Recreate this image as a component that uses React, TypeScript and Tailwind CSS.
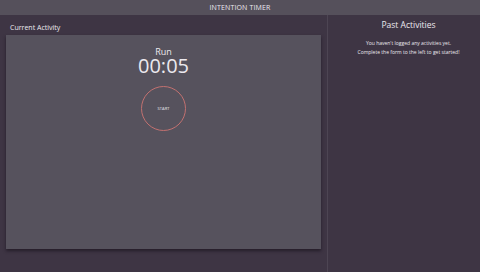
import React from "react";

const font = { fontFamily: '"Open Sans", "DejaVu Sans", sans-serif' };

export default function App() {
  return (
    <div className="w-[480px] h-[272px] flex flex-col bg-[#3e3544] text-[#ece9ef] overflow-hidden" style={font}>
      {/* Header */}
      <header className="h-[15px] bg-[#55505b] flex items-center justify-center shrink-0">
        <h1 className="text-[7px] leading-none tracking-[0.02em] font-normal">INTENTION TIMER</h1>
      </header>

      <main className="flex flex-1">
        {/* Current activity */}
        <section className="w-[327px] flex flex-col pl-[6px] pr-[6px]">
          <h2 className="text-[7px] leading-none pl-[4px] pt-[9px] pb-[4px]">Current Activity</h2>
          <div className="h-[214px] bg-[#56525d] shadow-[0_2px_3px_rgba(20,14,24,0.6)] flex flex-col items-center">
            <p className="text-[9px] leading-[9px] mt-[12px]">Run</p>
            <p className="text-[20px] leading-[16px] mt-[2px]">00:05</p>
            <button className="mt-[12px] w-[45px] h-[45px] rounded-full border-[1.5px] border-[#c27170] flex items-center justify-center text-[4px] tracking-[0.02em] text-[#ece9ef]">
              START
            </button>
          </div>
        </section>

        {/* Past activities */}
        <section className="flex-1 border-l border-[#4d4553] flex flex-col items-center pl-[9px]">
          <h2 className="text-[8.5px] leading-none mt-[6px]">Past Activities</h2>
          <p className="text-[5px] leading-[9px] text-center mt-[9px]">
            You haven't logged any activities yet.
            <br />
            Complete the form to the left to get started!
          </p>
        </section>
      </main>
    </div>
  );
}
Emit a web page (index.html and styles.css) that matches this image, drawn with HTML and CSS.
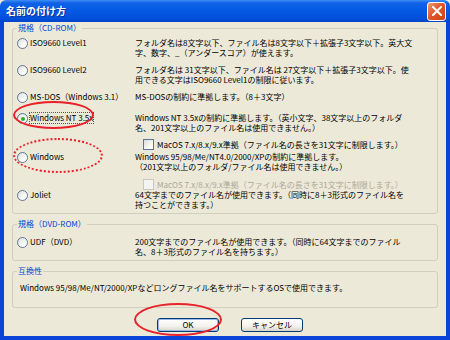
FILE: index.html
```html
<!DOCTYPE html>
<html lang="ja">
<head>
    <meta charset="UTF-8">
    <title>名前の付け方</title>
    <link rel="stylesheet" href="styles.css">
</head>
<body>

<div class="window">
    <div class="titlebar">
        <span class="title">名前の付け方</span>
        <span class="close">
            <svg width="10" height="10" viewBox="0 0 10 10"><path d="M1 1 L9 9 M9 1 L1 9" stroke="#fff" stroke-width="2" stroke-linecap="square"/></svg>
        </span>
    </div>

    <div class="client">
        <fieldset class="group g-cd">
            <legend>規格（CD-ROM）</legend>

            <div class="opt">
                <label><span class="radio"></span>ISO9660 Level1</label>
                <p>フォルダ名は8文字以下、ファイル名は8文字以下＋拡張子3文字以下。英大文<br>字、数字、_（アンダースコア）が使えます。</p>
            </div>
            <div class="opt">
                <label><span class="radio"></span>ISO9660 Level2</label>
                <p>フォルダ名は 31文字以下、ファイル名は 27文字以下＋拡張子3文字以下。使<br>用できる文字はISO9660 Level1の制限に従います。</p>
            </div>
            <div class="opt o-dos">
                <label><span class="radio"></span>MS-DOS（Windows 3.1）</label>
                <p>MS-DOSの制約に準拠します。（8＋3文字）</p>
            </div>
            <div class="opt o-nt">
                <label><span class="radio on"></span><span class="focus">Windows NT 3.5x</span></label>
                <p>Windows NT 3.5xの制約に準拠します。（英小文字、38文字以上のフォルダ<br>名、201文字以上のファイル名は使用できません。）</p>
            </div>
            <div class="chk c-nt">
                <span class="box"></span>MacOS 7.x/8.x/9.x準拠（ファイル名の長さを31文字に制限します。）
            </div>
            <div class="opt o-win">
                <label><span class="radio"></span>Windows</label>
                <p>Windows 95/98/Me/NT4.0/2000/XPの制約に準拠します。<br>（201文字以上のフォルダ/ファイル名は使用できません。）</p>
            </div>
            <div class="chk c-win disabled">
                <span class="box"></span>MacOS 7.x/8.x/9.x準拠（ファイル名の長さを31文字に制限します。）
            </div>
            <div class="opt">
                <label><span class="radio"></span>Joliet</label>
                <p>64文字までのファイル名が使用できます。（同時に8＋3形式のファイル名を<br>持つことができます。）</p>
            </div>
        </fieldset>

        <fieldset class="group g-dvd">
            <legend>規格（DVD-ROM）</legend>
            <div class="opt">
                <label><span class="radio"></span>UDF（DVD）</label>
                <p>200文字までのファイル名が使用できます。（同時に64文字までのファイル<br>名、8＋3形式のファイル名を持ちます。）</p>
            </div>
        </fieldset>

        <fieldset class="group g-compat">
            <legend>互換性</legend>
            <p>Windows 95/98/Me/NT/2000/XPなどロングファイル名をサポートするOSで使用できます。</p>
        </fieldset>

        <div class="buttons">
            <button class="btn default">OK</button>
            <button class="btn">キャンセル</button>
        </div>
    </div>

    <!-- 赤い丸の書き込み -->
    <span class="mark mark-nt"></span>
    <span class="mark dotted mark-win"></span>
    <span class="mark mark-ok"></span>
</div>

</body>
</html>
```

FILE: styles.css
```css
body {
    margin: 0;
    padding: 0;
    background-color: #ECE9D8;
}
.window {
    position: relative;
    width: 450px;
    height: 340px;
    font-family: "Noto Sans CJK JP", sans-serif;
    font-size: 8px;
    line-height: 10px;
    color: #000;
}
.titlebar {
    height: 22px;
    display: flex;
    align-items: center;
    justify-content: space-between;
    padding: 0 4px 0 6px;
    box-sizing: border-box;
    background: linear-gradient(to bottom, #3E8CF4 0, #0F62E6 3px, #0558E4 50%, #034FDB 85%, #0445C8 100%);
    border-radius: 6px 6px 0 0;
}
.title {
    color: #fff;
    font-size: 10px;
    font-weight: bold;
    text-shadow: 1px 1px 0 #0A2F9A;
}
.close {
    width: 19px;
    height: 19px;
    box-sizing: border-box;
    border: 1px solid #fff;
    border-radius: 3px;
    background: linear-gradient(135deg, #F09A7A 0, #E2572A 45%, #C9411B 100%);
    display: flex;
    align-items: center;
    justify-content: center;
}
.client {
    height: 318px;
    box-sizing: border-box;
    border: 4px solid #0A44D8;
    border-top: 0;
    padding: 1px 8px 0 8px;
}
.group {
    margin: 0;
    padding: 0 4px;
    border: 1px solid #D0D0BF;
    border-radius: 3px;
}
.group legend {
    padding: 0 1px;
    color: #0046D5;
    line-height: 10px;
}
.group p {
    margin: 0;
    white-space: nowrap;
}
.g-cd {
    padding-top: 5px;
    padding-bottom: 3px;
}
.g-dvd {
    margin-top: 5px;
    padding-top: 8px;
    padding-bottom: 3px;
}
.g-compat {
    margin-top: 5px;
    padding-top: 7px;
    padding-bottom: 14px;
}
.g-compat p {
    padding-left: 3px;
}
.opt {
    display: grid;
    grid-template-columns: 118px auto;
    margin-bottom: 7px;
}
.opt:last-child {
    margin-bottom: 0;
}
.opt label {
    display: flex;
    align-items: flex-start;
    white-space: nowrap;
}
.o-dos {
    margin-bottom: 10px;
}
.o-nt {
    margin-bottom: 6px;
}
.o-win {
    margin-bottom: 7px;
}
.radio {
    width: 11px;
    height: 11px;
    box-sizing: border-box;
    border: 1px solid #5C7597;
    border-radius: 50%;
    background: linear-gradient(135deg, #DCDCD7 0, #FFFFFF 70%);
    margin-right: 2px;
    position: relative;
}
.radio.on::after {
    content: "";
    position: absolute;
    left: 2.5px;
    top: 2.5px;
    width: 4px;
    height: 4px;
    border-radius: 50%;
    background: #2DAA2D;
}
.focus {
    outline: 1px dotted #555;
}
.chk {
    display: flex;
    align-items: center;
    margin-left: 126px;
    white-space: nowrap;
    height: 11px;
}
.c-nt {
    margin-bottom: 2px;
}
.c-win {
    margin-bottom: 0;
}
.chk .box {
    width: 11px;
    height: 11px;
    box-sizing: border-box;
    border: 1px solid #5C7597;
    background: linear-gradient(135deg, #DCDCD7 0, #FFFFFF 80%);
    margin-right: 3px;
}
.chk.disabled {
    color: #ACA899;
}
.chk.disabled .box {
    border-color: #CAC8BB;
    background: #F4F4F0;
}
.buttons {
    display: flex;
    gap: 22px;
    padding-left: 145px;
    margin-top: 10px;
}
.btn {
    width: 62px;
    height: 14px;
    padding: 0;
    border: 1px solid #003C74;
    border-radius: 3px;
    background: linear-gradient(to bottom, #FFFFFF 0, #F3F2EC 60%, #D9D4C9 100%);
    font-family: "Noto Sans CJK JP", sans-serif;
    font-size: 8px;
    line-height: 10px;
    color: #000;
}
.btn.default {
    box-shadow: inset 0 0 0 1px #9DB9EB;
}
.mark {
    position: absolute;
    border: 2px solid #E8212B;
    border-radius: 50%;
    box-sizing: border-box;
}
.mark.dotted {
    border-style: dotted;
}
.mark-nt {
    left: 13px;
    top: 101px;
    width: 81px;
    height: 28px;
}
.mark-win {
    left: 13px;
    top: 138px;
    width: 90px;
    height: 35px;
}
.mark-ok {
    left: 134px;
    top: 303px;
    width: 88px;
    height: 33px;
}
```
-=-=-
» STATED TASK: Isolate the lines above that contain the word "index" and copy them.

» WRITTEN ANSWER:
Emit a web page (index.html and styles.css) that matches this image, drawn with HTML and CSS.
FILE: index.html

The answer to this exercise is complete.